During an El Nino year tropical rains usually centred over Indonesia shift eastward, influencing atmospheric wind patterns worldwide. Other possible impacts include: a shifting of the jet stream, storm tracks and monsoons producing unseasonable weather over many regions of the globe.

La Niña is thought to occur due to increases in the strength of the normal patterns of trade wind circulation. Under normal conditions these winds move westward, carrying warm surface water to Indonesia and Australia and allowing cooler water to upwell along the South American coast.
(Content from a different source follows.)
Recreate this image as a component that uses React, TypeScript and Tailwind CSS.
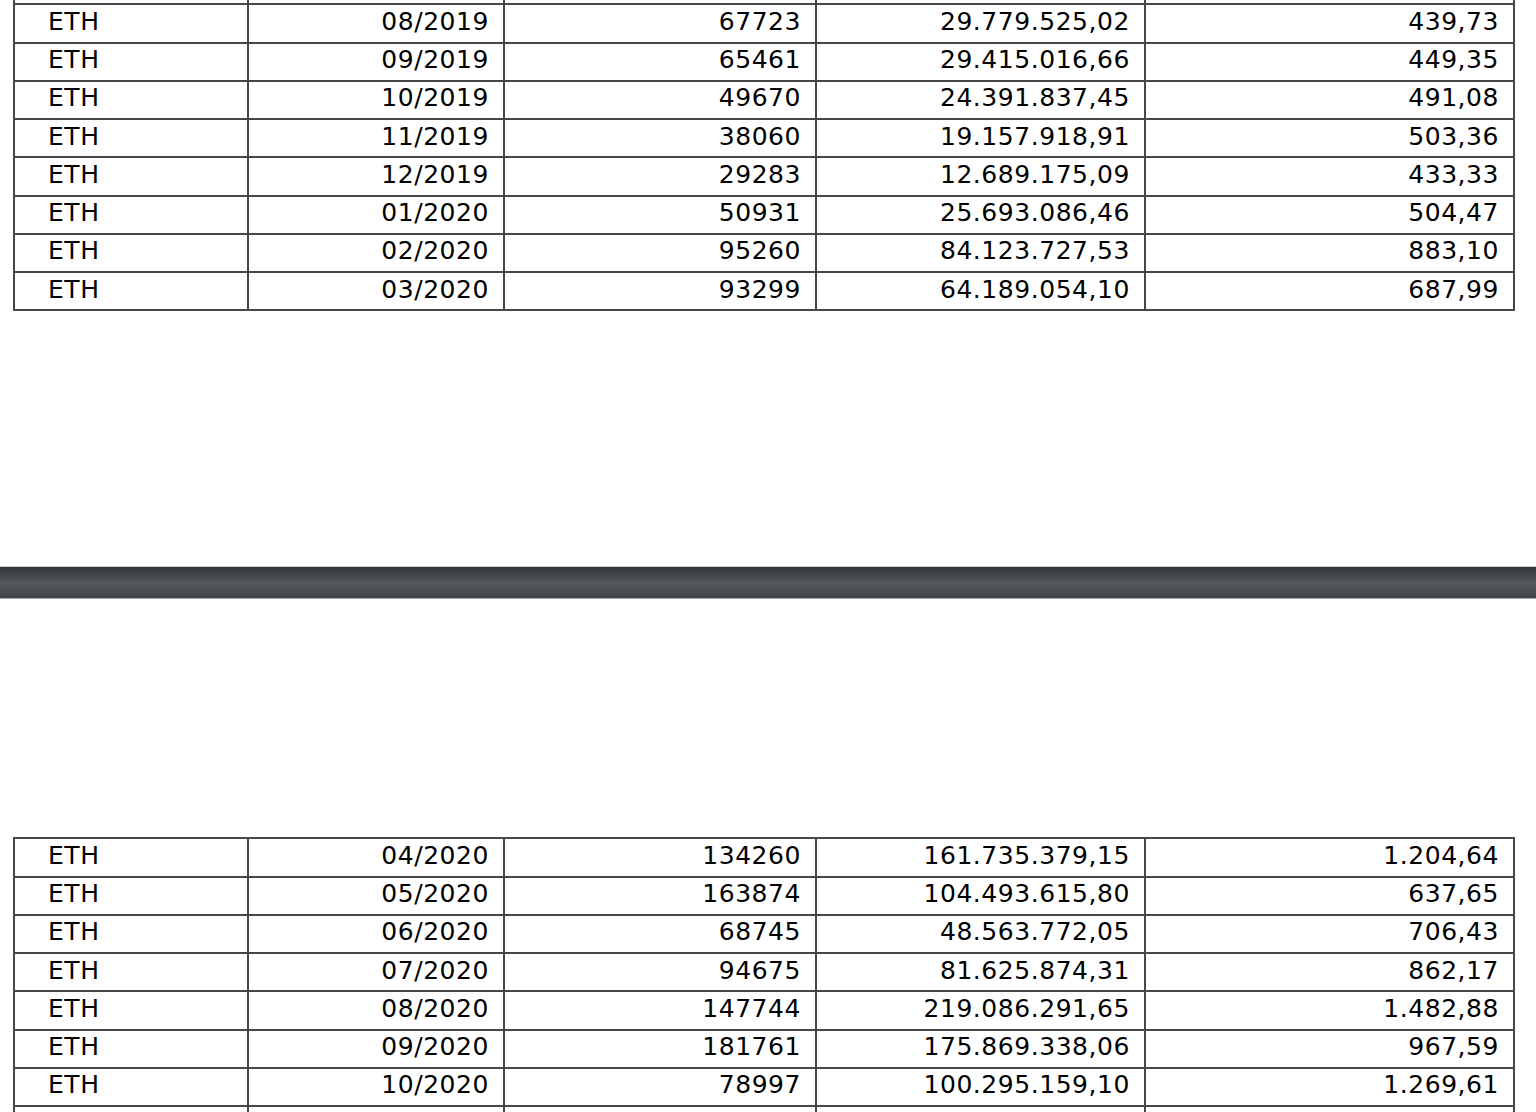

For reasons not yet fully understood, periodically these trade winds are strengthened, increasing the amount of cooler water toward the coast of South America and reducing water temperatures. The changes in the tropical Pacific are accompanied by large fluctuations of the jet stream within the middle latitudes, shifting the point at which the stream normally crosses North America. The shifted jet stream contributes to large departures from the normal location and strength of storm paths. The overall changes in the atmosphere result in temperature and precipitation anomalies over North America, which can persist for several months.

Enrichment

To learn more about La Nina and its effects on the Canadian and global climates, check out this site: El Nino, La Nina and Weather Woes.

Resources

  1. Surface Currents in the Atlantic Ocean, CIMAS

  2. La Niña, Environment Canada

  3. Climographs, West Coast North America

  4. El Niño

Part 2: BLOG POSTING: Complete the following assignment and submit your answers in full sentence form on the LMS.

Using the internet, you are to research the effects of El Nino or La Nina on a specific region of the earth.

  1. Research an El Nino or La Nina event that has occurred somewhere in the world.

  2. Using a specific year, describe how El Nino or La Nina changed the normal weather conditions in the region.

  3. Use actual data to prove your points.

  4. Include human, economic and environmental costs when researching the affects of the weather changes.

  5. What can humans do to prepare themselves for this cyclical event?

  6. How can El Nino or La Nina events be predicted in the future?